Il est aussi essentiel que les collectivités s’ouvrent sur les acteurs du numérique éducatif, en particulier les associations, pour lutter contre la fracture numérique des familles. La crise sanitaire a en effet mis en exergue l’importance de cette fracture, certains territoires, notamment les plus défavorisés, affichant un taux de décrochage dépassant les 40 %.
En cause un manque d’équipement informatique – parfois un seul smartphone servait à toute une famille – et de connectivité, mais aussi un manque de formation.
Le digital native n’existe pas. Ce n’est pas parce que les élèves naviguent facilement sur Snapchat qu’ils savent faire un exercice avec leur enseignant sur tablette ou ordinateur. Les élèves ont besoin de formations numériques tout comme les enseignants. Et il ne faut pas oublier les parents.
La « parentalité numérique » joue un rôle essentiel dans l’optique d’une école pensée comme un lieu d’apprentissage ouvert. « La place des parents dans les apprentissages est clé : l’école doit pouvoir compter sur des parents formés, équipés et connectés. La Banque des Territoires essaie modestement de contribuer à construire cette parentalité numérique », conclut Rose Lemardeley.
Par ailleurs, pour aider les territoires qui en ont le plus besoin et ainsi réduire la fracture numérique et les inégalités sociales mises en exergue lors des confinements, la Banque des Territoires vient de lancer l’appel à projets « Numérique Inclusif, numérique Éducatif », doté de 5 millions d’euros, qui vise à soutenir une cinquantaine de projets destinés à développer l’apprentissage par et au numérique.

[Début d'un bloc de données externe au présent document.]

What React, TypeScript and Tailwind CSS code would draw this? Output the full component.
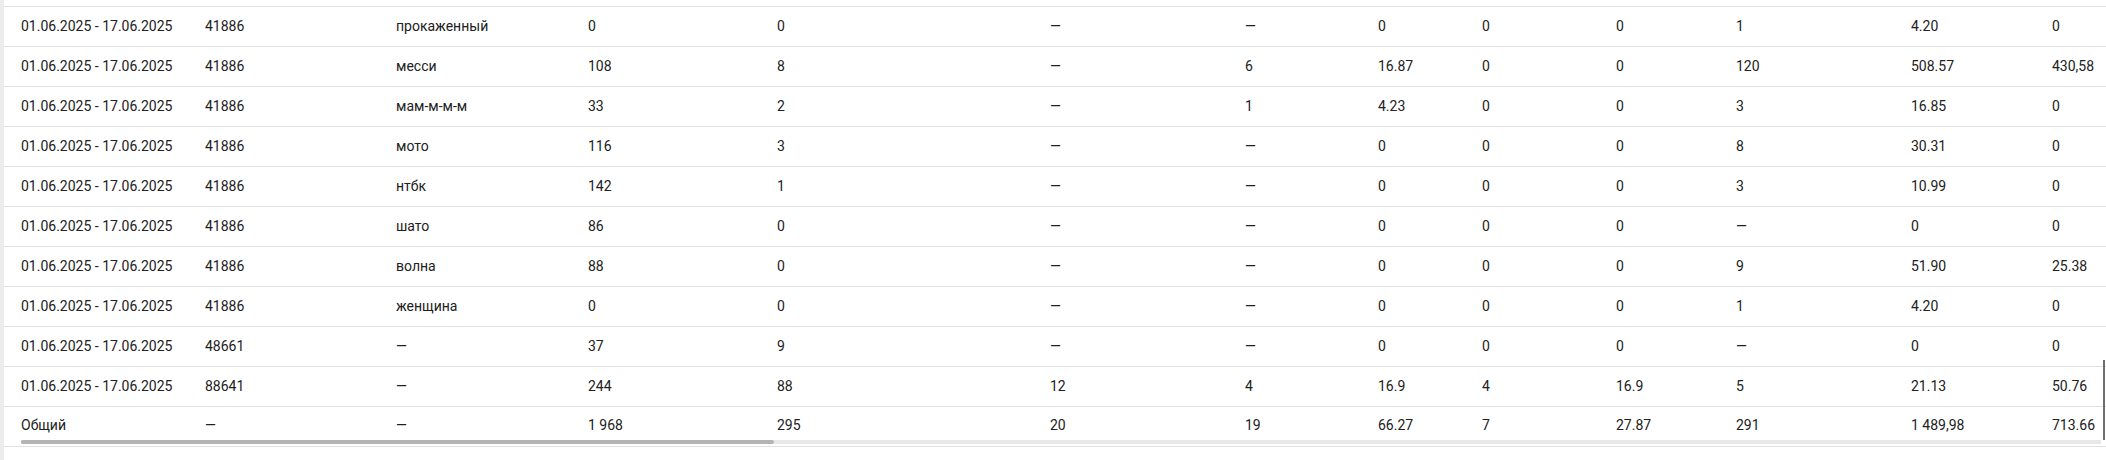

Enfin, la Fabrique de l’école de demain, développée par la Banque des Territoires en partenariat avec le ministère de l’Éducation nationale, aide les collectivités territoriales à rénover le bâti scolaire pour répondre aux nouveaux enjeux numériques, pédagogiques, environnementaux et sociaux qui se présentent au secteur de l’éducation. Plusieurs offres d’accompagnement et de financement sont proposées pour créer ensemble l’école du futur : une école attractive, inclusive, connectée et respectueuse de l’environnement.